Single by Winger

from the album In the Heart of the Young
- B-side: "In The Day We'll Never See"
- Released: July 1990
- Genre: Glam metal
- Length: 4:19
- Label: Atlantic
- Songwriters: Kip Winger, Reb Beach
- Producer: Beau Hill

Winger singles chronology
| "Hungry" (1989) | "Can't Get Enuff" (1990) | "Miles Away" (1990) |

= Can't Get Enuff =

"Can't Get Enuff" is a single by American rock band Winger from their 1990 album In the Heart of the Young.

Written by frontman Kip Winger and guitarist Reb Beach, "Can't Get Enuff" was the first single from the band's second album, debuting on the U.S. charts in July 1990. The song's music video, directed by Michael Bay, received heavy rotation at MTV and the up-tempo rocker was Winger's most successful track at rock radio, where it peaked at #6 on the Billboard Mainstream Rock Tracks chart. The song was also a moderate pop hit, narrowly missing the Top 40 to peak at #42 on the Hot 100 at the end of September. During this single's chart run, the album In the Heart of the Young was certified Gold by the RIAA. According to Kip Winger, the song was a late addition to the track listing, written because it was felt that there were not enough rock songs on the album. "Easy Come Easy Go" came about the same way.

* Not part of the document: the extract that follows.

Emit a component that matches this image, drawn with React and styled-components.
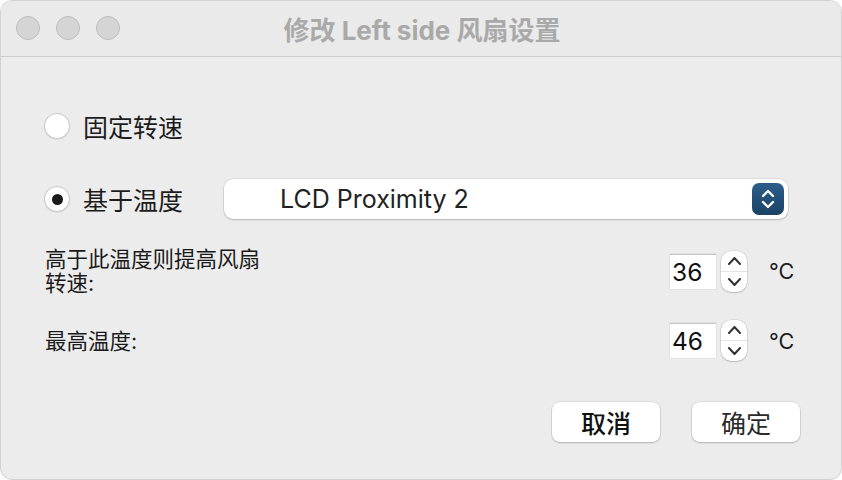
import styled, { createGlobalStyle } from "styled-components";

const GlobalStyle = createGlobalStyle`
  html, body {
    margin: 0;
    padding: 0;
    background: #ffffff;
  }
  body {
    font-family: Inter, "Noto Sans CJK SC", "Noto Sans", sans-serif;
    -webkit-font-smoothing: antialiased;
  }
`;

const Window = styled.div`
  width: 842px;
  height: 480px;
  box-sizing: border-box;
  background: #ececec;
  border-radius: 12px;
  border: 1px solid #d2d2d2;
  overflow: hidden;
  display: flex;
  flex-direction: column;
  color: #1c1c1c;
`;

const TitleBar = styled.div`
  position: relative;
  height: 55px;
  flex-shrink: 0;
  display: flex;
  align-items: center;
  justify-content: center;
  background: #eaeaea;
  border-bottom: 1px solid #cdcdcd;
`;

const Lights = styled.div`
  position: absolute;
  left: 15px;
  top: 15px;
  display: flex;
  gap: 16px;
`;

const Light = styled.span`
  width: 24px;
  height: 24px;
  box-sizing: border-box;
  border-radius: 50%;
  background: #d5d5d5;
  border: 1px solid #bdbdbd;
`;

const Title = styled.div`
  font-size: 26px;
  font-weight: 700;
  color: #a9a9a9;
  margin-left: 2px;
`;

const Body = styled.div`
  flex: 1;
  display: flex;
  flex-direction: column;
  padding: 0 41px 0 43px;
`;

const RadioRow = styled.div`
  display: flex;
  align-items: center;
  height: 40px;
  margin-top: ${(p) => p.$top}px;
`;

const RadioLabel = styled.label`
  display: flex;
  align-items: center;
  width: 180px;
  flex-shrink: 0;
  font-size: 25px;
  color: #1c1c1c;
`;

const RadioDot = styled.span`
  width: 26px;
  height: 26px;
  box-sizing: border-box;
  border-radius: 50%;
  background: #fff;
  border: 1px solid #cacaca;
  box-shadow: 0 0.5px 1px rgba(0, 0, 0, 0.12);
  margin-right: 13px;
  display: flex;
  align-items: center;
  justify-content: center;
  &::after {
    content: "";
    width: 11px;
    height: 11px;
    border-radius: 50%;
    background: ${(p) => (p.$checked ? "#1a1a1a" : "transparent")};
  }
`;

const Popup = styled.div`
  flex: 1;
  height: 40px;
  margin-right: 12px;
  box-sizing: border-box;
  background: #fff;
  border-radius: 9px;
  box-shadow: 0 0 0 0.5px rgba(0, 0, 0, 0.12), 0 1px 2px rgba(0, 0, 0, 0.18);
  display: flex;
  align-items: center;
  padding: 0 4px 0 56px;
`;

const PopupText = styled.span`
  flex: 1;
  font-size: 25px;
  color: #222;
`;

const PopupArrows = styled.span`
  width: 32px;
  height: 32px;
  border-radius: 7px;
  background: linear-gradient(#2c5e8a, #1b4266);
  display: flex;
  align-items: center;
  justify-content: center;
`;

const ValueRow = styled.div`
  display: flex;
  align-items: center;
  height: ${(p) => p.$height}px;
  margin-top: ${(p) => p.$top}px;
`;

const ValueLabel = styled.div`
  flex: 1;
  font-size: 21.5px;
  line-height: 24px;
  max-width: 232px;
  color: #1a1a1a;
  margin-left: 1px;
  margin-right: auto;
`;

const ValueBox = styled.div`
  margin-left: auto;
  width: 46px;
  height: 35px;
  box-sizing: border-box;
  background: #fff;
  border-top: 1px solid #c4c4c4;
  box-shadow: 0 0 0 0.5px rgba(0, 0, 0, 0.08);
  font-size: 24.5px;
  line-height: 34px;
  padding-left: 2px;
  color: #111;
`;

const Stepper = styled.div`
  width: 26px;
  height: 41px;
  margin-left: 5px;
  box-sizing: border-box;
  background: #fff;
  border-radius: 10px;
  box-shadow: 0 0 0 0.5px rgba(0, 0, 0, 0.14), 0 1px 1.5px rgba(0, 0, 0, 0.14);
  display: flex;
  flex-direction: column;
`;

const StepHalf = styled.div`
  flex: 1;
  display: flex;
  align-items: center;
  justify-content: center;
  & + & {
    border-top: 1px solid #e4e4e4;
  }
`;

const Unit = styled.div`
  width: 31px;
  margin-left: 22px;
  font-size: 21.5px;
  color: #1a1a1a;
`;

const Buttons = styled.div`
  display: flex;
  justify-content: flex-end;
  gap: 32px;
  margin-top: 41px;
`;

const Button = styled.button`
  width: 108px;
  height: 40px;
  border: none;
  border-radius: 8px;
  background: #fff;
  box-shadow: 0 0 0 0.5px rgba(0, 0, 0, 0.12), 0 1px 2px rgba(0, 0, 0, 0.2);
  font-family: inherit;
  font-size: 25px;
  font-weight: ${(p) => (p.$strong ? 500 : 400)};
  color: ${(p) => (p.$strong ? "#111" : "#2a2a2a")};
  padding: 0;
`;

function Chevron({ up, color = "#333", w = 11, h = 6, sw = 2 }) {
  return (
    <svg width={w + 2} height={h + 2} viewBox={`-1 -1 ${w + 2} ${h + 2}`}>
      <path
        d={up ? `M0 ${h} L${w / 2} 0 L${w} ${h}` : `M0 0 L${w / 2} ${h} L${w} 0`}
        fill="none"
        stroke={color}
        strokeWidth={sw}
        strokeLinecap="round"
        strokeLinejoin="round"
      />
    </svg>
  );
}

function NumberStepper({ value }) {
  return (
    <>
      <ValueBox>{value}</ValueBox>
      <Stepper>
        <StepHalf>
          <Chevron up />
        </StepHalf>
        <StepHalf>
          <Chevron />
        </StepHalf>
      </Stepper>
      <Unit>°C</Unit>
    </>
  );
}

export default function App() {
  return (
    <>
      <GlobalStyle />
      <Window>
        <TitleBar>
          <Lights>
            <Light />
            <Light />
            <Light />
          </Lights>
          <Title>修改 Left side 风扇设置</Title>
        </TitleBar>
        <Body>
          <RadioRow $top={49}>
            <RadioLabel>
              <RadioDot />
              固定转速
            </RadioLabel>
          </RadioRow>
          <RadioRow $top={33}>
            <RadioLabel>
              <RadioDot $checked />
              基于温度
            </RadioLabel>
            <Popup>
              <PopupText>LCD Proximity 2</PopupText>
              <PopupArrows>
                <svg width="16" height="22" viewBox="0 0 16 22">
                  <path
                    d="M3 8 L8 3 L13 8 M3 14 L8 19 L13 14"
                    fill="none"
                    stroke="#fff"
                    strokeWidth="2.4"
                    strokeLinecap="round"
                    strokeLinejoin="round"
                  />
                </svg>
              </PopupArrows>
            </Popup>
          </RadioRow>
          <ValueRow $top={28} $height={48}>
            <ValueLabel>高于此温度则提高风扇转速:</ValueLabel>
            <NumberStepper value="36" />
          </ValueRow>
          <ValueRow $top={25} $height={41}>
            <ValueLabel>最高温度:</ValueLabel>
            <NumberStepper value="46" />
          </ValueRow>
          <Buttons>
            <Button $strong>取消</Button>
            <Button>确定</Button>
          </Buttons>
        </Body>
      </Window>
    </>
  );
}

In 2007, two more versions of the song were released; the original demo version recorded by the band can be heard on the Cleopatra Records album Demo Anthology, and a live version appears on the Frontiers Records release Winger Live.

==Music video==
The song's music video was commercially released on a 1990 VHS shortform video collection, In the Heart of the Young, Vol. 1, which also featured the clip for successive single "Miles Away". The album and single version of "Can't Get Enuff" can also be heard on the band's greatest hits album, The Very Best of Winger (Atlantic/Rhino 2001).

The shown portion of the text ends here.